There are some "elementary" ways to show this, the one that is maybe simpler to type here is the following one. Consider the integrals $$ J_n:=\int_0^\pi \sin^n x\; dx\ ,\qquad n\in\Bbb N\ . $$ It turns out that $J_n$ satisfies a two step recurrence relation, which is relating $J_n$ with $J_{n-2}$. Explicitly, separating the cases of an even $n$, and of an odd $n$, we get $$ \begin{aligned} J_{2n} &= \underbrace{J_0}_{\pi}\cdot\frac 12\cdot \frac34\cdot\dots\cdot\frac{2n-1}{2n}\ , \\ J_{2n+1} &= \underbrace{J_1}_{2}\cdot\frac 23\cdot \frac45\cdot\dots\cdot\frac{2n}{2n+1}\ . \end{aligned} $$ Now odd index integral $J_{2n}$ "sits between" the even index integrals $J_{2n+1}$ and $J_{2n-1}$. And similarly, the even index integral $J_{2n+1}$ sits... The sandwich criterion tells us that the quotient $J_{2n}/J_{2n+1}$ goes to one for $n\to\infty$. Using the above formulas, (and neglecting some "easy part" which goes to one) we obtain: $$ 1 =\lim_{n\to\infty} \frac 2\pi \ \cdot\ \frac 21\cdot \frac 23 \ \cdot\ \frac 43\cdot \frac 45 \qquad \dots\qquad \ \cdot\ \frac {2n}{2n-1}\cdot \frac {2n}{2n+1}\ . $$ This is equivalent to the product in the quesition. (Details can be found on the net by searching for an elementary proof of Wallis' formula...)

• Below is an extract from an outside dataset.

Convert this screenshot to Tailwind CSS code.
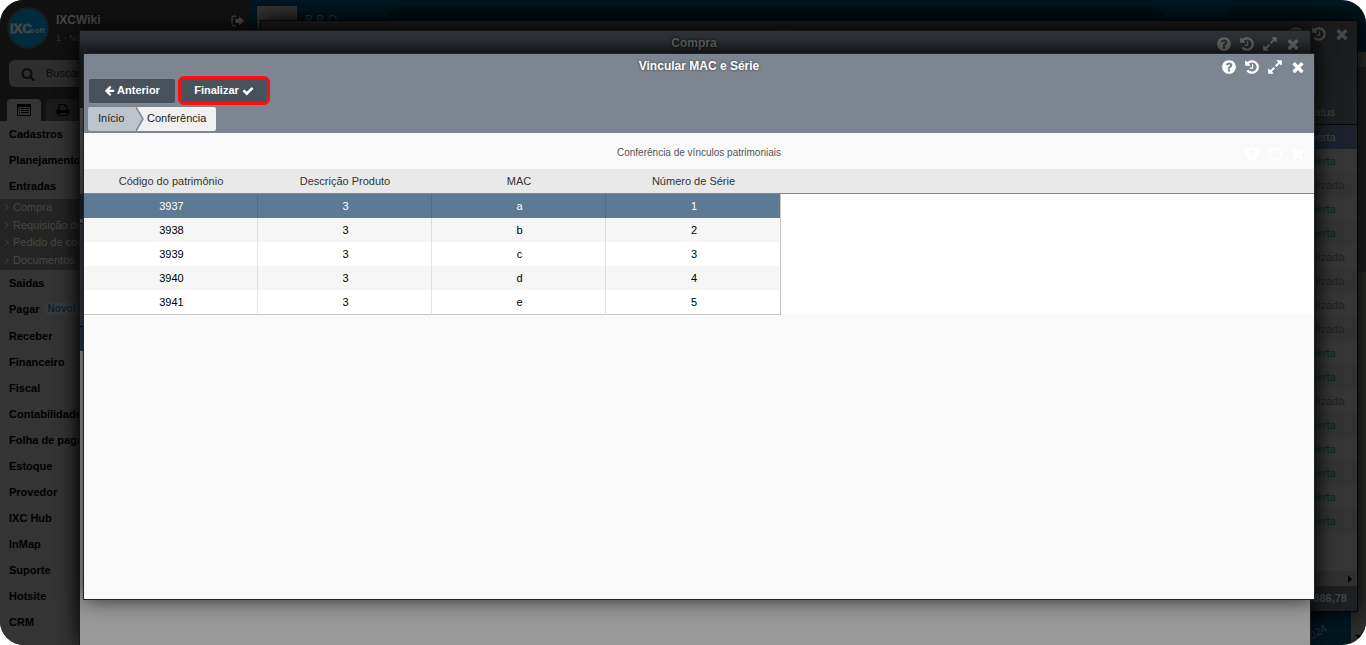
<!DOCTYPE html>
<html lang="pt-BR">
<head>
<meta charset="utf-8">
<title>Vincular MAC e Série</title>
<script src="https://cdn.jsdelivr.net/npm/@tailwindcss/browser@4"></script>
</head>
<body class="bg-white font-['Liberation_Sans',Arial,sans-serif] text-[11px]">

<svg class="hidden" aria-hidden="true">
  <symbol id="help" viewBox="0 0 1792 1792"><path d="M1024 1376v-192q0-14-9-23t-23-9h-192q-14 0-23 9t-9 23v192q0 14 9 23t23 9h192q14 0 23-9t9-23zm256-672q0-88-55.5-163t-138.5-116-170-41q-243 0-371 213-15 24 8 42l132 100q7 6 19 6 16 0 25-12 53-68 86-92 34-24 86-24 48 0 85.5 26t37.5 59q0 38-20 61t-68 45q-63 28-115.5 86.5t-52.5 125.5v36q0 14 9 23t23 9h192q14 0 23-9t9-23q0-19 21.5-49.5t54.5-49.5q32-18 49-28.5t46-35 44.5-48 28-60.5 12.5-81zm384 192q0 209-103 385.5t-279.5 279.5-385.5 103-385.5-103-279.5-279.5-103-385.5 103-385.5 279.5-279.5 385.5-103 385.5 103 279.5 279.5 103 385.5z"/></symbol>
  <symbol id="history" viewBox="0 0 1792 1792"><path d="M1664 896q0 156-61 298t-164 245-245 164-298 61q-172 0-327-72.5t-264-204.5q-7-10-6.5-22.5t8.5-20.5l137-138q10-9 25-9 16 2 23 12 73 95 179 147t225 52q104 0 198.5-40.5t163.5-109.5 109.5-163.5 40.5-198.5-40.5-198.5-109.5-163.5-163.5-109.5-198.5-40.5q-98 0-188 35.5t-160 101.5l137 138q31 30 14 69-17 40-59 40h-448q-26 0-45-19t-19-45v-448q0-42 40-59 39-17 69 14l130 129q107-101 244.5-156.5t284.5-55.5q156 0 298 61t245 164 164 245 61 298zm-640-288v448q0 14-9 23t-23 9h-320q-14 0-23-9t-9-23v-64q0-14 9-23t23-9h224v-352q0-14 9-23t23-9h64q14 0 23 9t9 23z"/></symbol>
  <symbol id="expand" viewBox="0 0 1792 1792"><path d="M883 1056q0 13-10 23l-332 332 144 144q19 19 19 45t-19 45-45 19h-448q-26 0-45-19t-19-45v-448q0-26 19-45t45-19 45 19l144 144 332-332q10-10 23-10t23 10l114 114q10 10 10 23zm781-864v448q0 26-19 45t-45 19-45-19l-144-144-332 332q-10 10-23 10t-23-10l-114-114q-10-10-10-23t10-23l332-332-144-144q-19-19-19-45t19-45 45-19h448q26 0 45 19t19 45z"/></symbol>
  <symbol id="close" viewBox="0 0 1792 1792"><path d="M1490 1322q0 40-28 68l-136 136q-28 28-68 28t-68-28l-294-294-294 294q-28 28-68 28t-68-28l-136-136q-28-28-28-68t28-68l294-294-294-294q-28-28-28-68t28-68l136-136q28-28 68-28t68 28l294 294 294-294q28-28 68-28t68 28l136 136q28 28 28 68t-28 68l-294 294 294 294q28 28 28 68z"/></symbol>
  <symbol id="check" viewBox="0 0 1792 1792"><path d="M1671 566q0 40-28 68l-724 724-136 136q-28 28-68 28t-68-28l-136-136-362-362q-28-28-28-68t28-68l136-136q28-28 68-28t68 28l294 295 656-657q28-28 68-28t68 28l136 136q28 28 28 68z"/></symbol>
  <symbol id="arrow" viewBox="0 0 1792 1792"><path d="M1664 896v128q0 53-32.5 90.5t-84.5 37.5h-704l293 294q38 36 38 90t-38 90l-75 76q-37 37-90 37-52 0-91-37l-651-652q-37-37-37-90 0-52 37-91l651-650q38-38 91-38 52 0 90 38l75 74q38 38 38 91t-38 91l-293 293h704q52 0 84.5 37.5t32.5 90.5z"/></symbol>
  <symbol id="search" viewBox="0 0 1792 1792"><path d="M1216 832q0-185-131.5-316.5t-316.5-131.5-316.5 131.5-131.5 316.5 131.5 316.5 316.5 131.5 316.5-131.5 131.5-316.5zm512 832q0 52-38 90t-90 38q-54 0-90-38l-343-342q-179 124-399 124-143 0-273.5-55.5t-225-150-150-225-55.5-273.5 55.5-273.5 150-225 225-150 273.5-55.5 273.5 55.5 225 150 150 225 55.5 273.5q0 220-124 399l343 343q37 37 37 90z"/></symbol>
  <symbol id="print" viewBox="0 0 1792 1792"><path d="M448 1536h896v-256h-896v256zm0-640h896v-384h-160q-40 0-68-28t-28-68v-160h-640v640zm1152 64q0-26-19-45t-45-19-45 19-19 45 19 45 45 19 45-19 19-45zm128 0v416q0 13-9.5 22.5t-22.5 9.5h-224v160q0 40-28 68t-68 28h-960q-40 0-68-28t-28-68v-160h-224q-13 0-22.5-9.5t-9.5-22.5v-416q0-79 56.5-135.5t135.5-56.5h64v-544q0-40 28-68t68-28h672q40 0 88 20t76 48l152 152q28 28 48 76t20 88v256h64q79 0 135.5 56.5t56.5 135.5z"/></symbol>
  <symbol id="list" viewBox="0 0 14 12"><path fill-rule="evenodd" d="M1.2 0h11.6Q14 0 14 1.2v9.6q0 1.200-1.200 1.200H1.200Q0 12 0 10.800V1.200Q0 0 1.200 0zM1 3v7.800q0 .2.2.2h11.600q.2 0 .2-.2V3zM2 4h1v1H2zM4 4h8v1H4zM2 6h1v1H2zM4 6h8v1H4zM2 8h1v1H2zM4 8h8v1H4z"/></symbol>
  <symbol id="exit" viewBox="0 0 14 12"><path fill="none" stroke="currentColor" stroke-width="1.200" d="M5 1.200H2.800Q1 1.200 1 3v6q0 1.800 1.800 1.800H5"/><path d="M4.500 4h3.500V1.200L13 6 8 10.800V8H4.500z"/></symbol>
</svg>

<div class="relative flex h-screen overflow-hidden rounded-3xl bg-[#001722]">

  <!-- Sidebar -->
  <aside class="flex w-[250px] shrink-0 flex-col bg-[#343434] text-black">
    <div class="bg-[#111111] px-[9px] pt-[7px]">
      <div class="flex h-[53px] items-start">
        <svg class="-ml-0.5 size-[42px] shrink-0" viewBox="0 0 42 42" role="img" aria-label="IXCsoft">
          <circle cx="21" cy="21" r="20" fill="#002b3d" stroke="#191d1f" stroke-width="1.500"/>
          <text x="3" y="26" fill="#444" stroke="#444" stroke-width=".8" font-family="Liberation Sans" font-weight="700" font-size="13">IXC</text>
          <text x="23" y="26" fill="#444" font-family="Liberation Sans" font-weight="700" font-size="8">soft</text>
        </svg>
        <div class="ml-[7px] flex-1 pt-[5px] text-[#484848]">
          <p class="text-xs leading-4 font-bold">IXCWiki</p>
          <p class="mt-1 text-[9px] leading-3 text-[#303030]">1 - Novo</p>
        </div>
        <button class="mt-2 -mr-1 text-[#484848]" aria-label="Sair"><svg class="h-3 w-[14px] fill-current"><use href="#exit"/></svg></button>
      </div>
      <label class="flex h-[27px] items-center gap-[11px] rounded-md bg-[#2e2e2e] px-3 text-[#0b0b0b]">
        <svg class="size-[14px] fill-current"><use href="#search"/></svg>
        <input class="min-w-0 flex-1 placeholder:text-[#0b0b0b]" placeholder="Buscar" aria-label="Buscar">
      </label>
      <div class="mt-3 -ml-0.5 flex gap-[5px]">
        <button class="flex h-[22px] w-[34px] items-center justify-center rounded-t bg-[#343434]" aria-label="Menu"><svg class="h-3 w-[14px] fill-current"><use href="#list"/></svg></button>
        <button class="flex h-[22px] w-[34px] items-center justify-center rounded-t bg-[#1b1b1b]" aria-label="Imprimir"><svg class="size-[14px] fill-current"><use href="#print"/></svg></button>
      </div>
    </div>
    <nav class="font-bold leading-[26px]">
      <a href="#" class="block pl-[9px]">Cadastros</a>
      <a href="#" class="block pl-[9px]">Planejamento</a>
      <a href="#" class="block pl-[9px]">Entradas</a>
      <div class="flex h-[71px] flex-col justify-between bg-[#242424] pb-px font-normal leading-[17px] text-[#474747]">
        <a href="#" class="flex items-center gap-1 pl-1"><svg class="h-[7px] w-[5px] fill-none stroke-current" viewBox="0 0 5 7"><path d="M1 .5l3 3-3 3"/></svg>Compra</a>
        <a href="#" class="flex items-center gap-1 pl-1"><svg class="h-[7px] w-[5px] fill-none stroke-current" viewBox="0 0 5 7"><path d="M1 .5l3 3-3 3"/></svg>Requisição de</a>
        <a href="#" class="flex items-center gap-1 pl-1"><svg class="h-[7px] w-[5px] fill-none stroke-current" viewBox="0 0 5 7"><path d="M1 .5l3 3-3 3"/></svg>Pedido de compra</a>
        <a href="#" class="flex items-center gap-1 pl-1"><svg class="h-[7px] w-[5px] fill-none stroke-current" viewBox="0 0 5 7"><path d="M1 .5l3 3-3 3"/></svg>Documentos</a>
      </div>
      <a href="#" class="block pl-[9px]">Saidas</a>
      <a href="#" class="mb-px flex items-center pl-[9px]">Pagar <span class="ml-1 rounded-full bg-[#363a3c] px-1 text-[10px] leading-3 text-[#0c2430]">Novo!</span></a>
      <a href="#" class="block pl-[9px]">Receber</a>
      <a href="#" class="block pl-[9px]">Financeiro</a>
      <a href="#" class="block pl-[9px]">Fiscal</a>
      <a href="#" class="block pl-[9px]">Contabilidade</a>
      <a href="#" class="block pl-[9px]">Folha de pagamento</a>
      <a href="#" class="block pl-[9px]">Estoque</a>
      <a href="#" class="block pl-[9px]">Provedor</a>
      <a href="#" class="block pl-[9px]">IXC Hub</a>
      <a href="#" class="block pl-[9px]">InMap</a>
      <a href="#" class="block pl-[9px]">Suporte</a>
      <a href="#" class="block pl-[9px]">Hotsite</a>
      <a href="#" class="block pl-[9px]">CRM</a>
    </nav>
  </aside>

  <!-- Desktop behind the windows -->
  <main class="flex min-w-0 flex-1 flex-col">
    <div class="flex h-[52px] items-start gap-2 pt-1.5 pl-[7px]">
      <div class="h-10 w-10 bg-[#353535]"></div>
      <p class="pt-1.5 text-xs leading-4 text-[#3a3a3a]">B B O —</p>
      <div class="ml-6 h-11 flex-1 rounded-3xl bg-[#001118]"></div>
      <div class="ml-12 h-11 w-[141px] rounded-l-lg bg-[#00131b]"></div>
    </div>
    <div class="flex flex-1 items-stretch justify-end">
      <p class="mr-6 mb-1.5 -rotate-[30deg] self-end text-[11px] leading-3 text-[#263a44]">2024</p>
      <div class="flex w-[15px] flex-col items-center justify-between bg-[#2c2c2b] pb-1.5">
        <div class="mt-[15px] h-[205px] w-full bg-[#1f1f1f]"></div>
        <svg class="h-1 w-2" viewBox="0 0 8 4"><path d="M0 0h8L4 4z"/></svg>
      </div>
    </div>
  </main>

  <!-- Window: purchases list -->
  <section class="absolute top-5 right-2 bottom-[33px] left-[260px] flex flex-col border border-[#050505] bg-[#363636] shadow-[0_0_20px_#000]">
    <header class="flex h-[79px] items-start bg-linear-to-b from-[#1a1a1b] to-[#1c2023] pr-[7px]">
      <h2 class="flex-1 pl-[55px] text-center text-xs leading-[26px] font-bold text-[#333]">Compra</h2>
      <div class="flex h-[26px] items-center gap-[7px] text-[#474747]">
        <svg class="size-4 fill-current"><use href="#help"/></svg>
        <svg class="size-4 fill-current"><use href="#history"/></svg>
        <svg class="size-4 fill-current"><use href="#close"/></svg>
      </div>
    </header>
    <table class="w-full table-fixed border-separate border-spacing-0 text-center text-[#202020]">
      <thead><tr class="h-[25px] bg-[#1c2023] text-[#444] [&>*]:border-b [&>*]:border-[#080a0b]"><td></td><th class="w-[75px] font-normal">Status</th></tr></thead>
      <tbody class="[&>tr]:h-6 [&>tr:nth-child(odd)]:bg-[#333333]">
        <tr class="bg-[#1b222d]! text-[#464646]"><td></td><td>Aberta</td></tr>
        <tr class="text-[#0a2515]"><td></td><td>Aberta</td></tr>
        <tr><td></td><td>Finalizada</td></tr>
        <tr class="text-[#0a2515]"><td></td><td>Aberta</td></tr>
        <tr class="text-[#0a2515]"><td></td><td>Aberta</td></tr>
        <tr><td></td><td>Finalizada</td></tr>
        <tr><td></td><td>Finalizada</td></tr>
        <tr><td></td><td>Finalizada</td></tr>
        <tr><td></td><td>Finalizada</td></tr>
        <tr class="text-[#0a2515]"><td></td><td>Aberta</td></tr>
        <tr class="text-[#0a2515]"><td></td><td>Aberta</td></tr>
        <tr><td></td><td>Finalizada</td></tr>
        <tr class="text-[#0a2515]"><td></td><td>Aberta</td></tr>
        <tr class="text-[#0a2515]"><td></td><td>Aberta</td></tr>
        <tr class="text-[#0a2515]"><td></td><td>Aberta</td></tr>
        <tr class="text-[#0a2515]"><td></td><td>Aberta</td></tr>
        <tr class="text-[#0a2515]"><td></td><td>Aberta</td></tr>
      </tbody>
    </table>
    <div class="flex-1"></div>
    <div class="flex h-[15px] items-center justify-end bg-[#303030] pr-[5px]"><svg class="h-2 w-1" viewBox="0 0 4 8"><path d="M0 0v8l4-4z"/></svg></div>
    <footer class="bg-[#1c2023] pr-2.5 pb-px text-right leading-6 font-bold text-[#444]">2.886,78</footer>
  </section>

  <!-- Window: purchase -->
  <section class="absolute top-[30px] right-[55px] bottom-0 left-[79px] flex flex-col border-x border-[#181818] bg-[#999999] shadow-[0_0_20px_#000]">
    <header class="flex h-[78px] shrink-0 items-start border-t border-[#181818] bg-linear-to-b from-[#2e3136] from-10% to-[#1b1f21] to-30% pr-[9px]">
      <h2 class="flex-1 pl-[92px] text-center text-xs leading-6 font-bold text-[#626262] [text-shadow:0_0_3px_#000]">Compra</h2>
      <div class="flex h-[26px] items-center gap-[7px] text-[#646464]">
        <svg class="size-4 fill-current"><use href="#help"/></svg>
        <svg class="size-4 fill-current"><use href="#history"/></svg>
        <svg class="size-4 fill-current"><use href="#expand"/></svg>
        <svg class="size-4 fill-current"><use href="#close"/></svg>
      </div>
    </header>
    <div class="h-[86px] shrink-0 bg-linear-to-b from-[#5a5a5a] to-[#4a4a4a]"></div>
    <div class="h-[25px] shrink-0 bg-[#1b2532]"></div>
    <div class="h-[5px] shrink-0 border-b border-[#111] bg-[#5a5a5a]"></div>
    <div class="h-[102px] shrink-0 bg-[#343a41]"></div>
    <div class="h-[25px] shrink-0 border-t border-[#111] bg-[#263849]"></div>
  </section>

  <!-- Window: link MAC and serial -->
  <section class="absolute top-[53px] right-[51px] bottom-[45px] left-[83px] flex flex-col border border-[#202326] bg-[#f9f9f9] shadow-[0_0_20px_#000000b0]">
    <header class="bg-[#7d8690] pb-0.5">
      <div class="flex items-start pr-2">
        <h1 class="flex-1 pl-[93px] text-center text-xs leading-6 font-bold text-white [text-shadow:0_0_3px_#333]">Vincular MAC e Série</h1>
        <div class="flex h-[26px] items-center gap-[7px] text-white">
          <button aria-label="Ajuda"><svg class="size-4 fill-current"><use href="#help"/></svg></button>
          <button aria-label="Histórico"><svg class="size-4 fill-current"><use href="#history"/></svg></button>
          <button aria-label="Expandir"><svg class="size-4 fill-current"><use href="#expand"/></svg></button>
          <button aria-label="Fechar"><svg class="size-4 fill-current"><use href="#close"/></svg></button>
        </div>
      </div>
      <div class="-mt-1 flex items-center gap-[3px] pl-[5px] font-bold text-white">
        <button class="flex h-6 w-[86px] items-center justify-center gap-0.5 rounded-xs bg-[#48525d]"><svg class="size-[11px] fill-current"><use href="#arrow"/></svg>Anterior</button>
        <button class="flex h-[29px] w-[92px] items-center justify-center gap-[3px] rounded-md border-3 border-[#fe0e12] bg-[#48525d]">Finalizar<svg class="size-3 fill-current"><use href="#check"/></svg></button>
      </div>
      <nav class="mt-0.5 flex h-6 items-center pl-1 leading-[22px] text-[#222]">
        <a href="#" class="h-6 w-[48px] rounded-l-xs bg-[#bec4cc] pl-2.5">Início</a>
        <svg class="h-6 w-2" viewBox="0 0 8 24"><path fill="#f0f0f0" d="M0 0h8v24H0z"/><path fill="#bec4cc" d="M0 0l7 12-7 12z"/><path fill="none" stroke="#7d8690" stroke-width="1.500" d="M0 0l7 12-7 12"/></svg>
        <a href="#" class="h-6 rounded-r-xs bg-[#f0f0f0] pr-2.5 pl-[3px]">Conferência</a>
      </nav>
    </header>

    <div class="flex h-9 items-center pr-2">
      <h2 class="flex-1 pt-0.5 pl-[70px] text-center text-[10px] text-[#555]">Conferência de vínculos patrimoniais</h2>
      <div class="flex gap-[7px] pt-1.5 text-white">
        <svg class="size-4 fill-current"><use href="#help"/></svg>
        <svg class="size-4 fill-current"><use href="#history"/></svg>
        <svg class="size-4 fill-current"><use href="#close"/></svg>
      </div>
    </div>

    <div class="bg-[linear-gradient(#e9e9e9_24px,#7d8690_24px,#7d8690_25px,white_25px)]">
      <table class="w-[697px] table-fixed border-separate border-spacing-0 text-center">
        <colgroup><col class="w-[174px]"><col class="w-[174px]"><col class="w-[174px]"><col></colgroup>
        <thead>
          <tr class="h-[25px] text-[#333] [&>th]:border-b [&>th]:border-[#7d8690] [&>th]:font-normal"><th>Código do patrimônio</th><th>Descrição Produto</th><th>MAC</th><th>Número de Série</th></tr>
        </thead>
        <tbody class="text-black [&>tr]:h-6 [&>tr:nth-child(even)]:bg-[#f6f6f6] [&_td]:border-r [&_td]:border-black/10 [&_td]:pl-0.5 [&_td:last-child]:border-[#c8c8c8] [&>tr:last-child>td]:border-b [&>tr:last-child>td]:border-b-[#c8c8c8]">
          <tr class="bg-[#5d7a95] text-white"><td>3937</td><td>3</td><td>a</td><td>1</td></tr>
          <tr><td>3938</td><td>3</td><td>b</td><td>2</td></tr>
          <tr><td>3939</td><td>3</td><td>c</td><td>3</td></tr>
          <tr><td>3940</td><td>3</td><td>d</td><td>4</td></tr>
          <tr class="h-[25px]!"><td>3941</td><td>3</td><td>e</td><td>5</td></tr>
        </tbody>
      </table>
    </div>
  </section>
</div>
</body>
</html>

(This is the way to remember why $\pi$ and $2$ occur in the final formula.)
Beside the Wallis product, what you can do is $$P_n=2\prod_{k=1}^{n}\frac{4k ^2}{4k^2-1}=2 \frac{\prod_{k=1}^n (4k^2) } {\prod_{k=1}^n (4k^2-1)}$$ $$\prod_{k=1}^n 4k^2=4^n \Gamma (n+1)^2$$ $$\prod_{k=1}^n (4k^2-1)=\frac{2^{2 n+1} \Gamma \left(n+\frac{1}{2}\right) \Gamma \left(n+\frac{3}{2}\right)}{\pi }$$ Combining all the above $$P_n=\pi \,\frac{ \Gamma (n+1)^2}{\Gamma \left(n+\frac{1}{2}\right) \Gamma \left(n+\frac{3}{2}\right)}$$ Now, take the logarithms and use Stirling approximation to obtain $$\log \left(\frac{\Gamma (n+1)^2}{\Gamma \left(n+\frac{1}{2}\right) \Gamma \left(n+\frac{3}{2}\right)}\right)=-\frac{1}{4 n}+\frac{1}{8 n^2}+O\left(\frac{1}{n^3}\right)$$ Now, using $x=e^{\log(x)}$ $$P_n=\pi \left(1-\frac{1}{4 n}+\frac{5}{32 n^2}+O\left(\frac{1}{n^3}\right) \right)$$ from which $$\frac{P_{n+1}}{P_n}=1+\frac{1}{4 n^2}+O\left(\frac{1}{n^3}\right) $$
Now, if you want to know $n$ such that $$\pi - P_n \leq \epsilon$$ you have $$n \geq \left\lceil \frac{\pi }{4 \epsilon }\right\rceil$$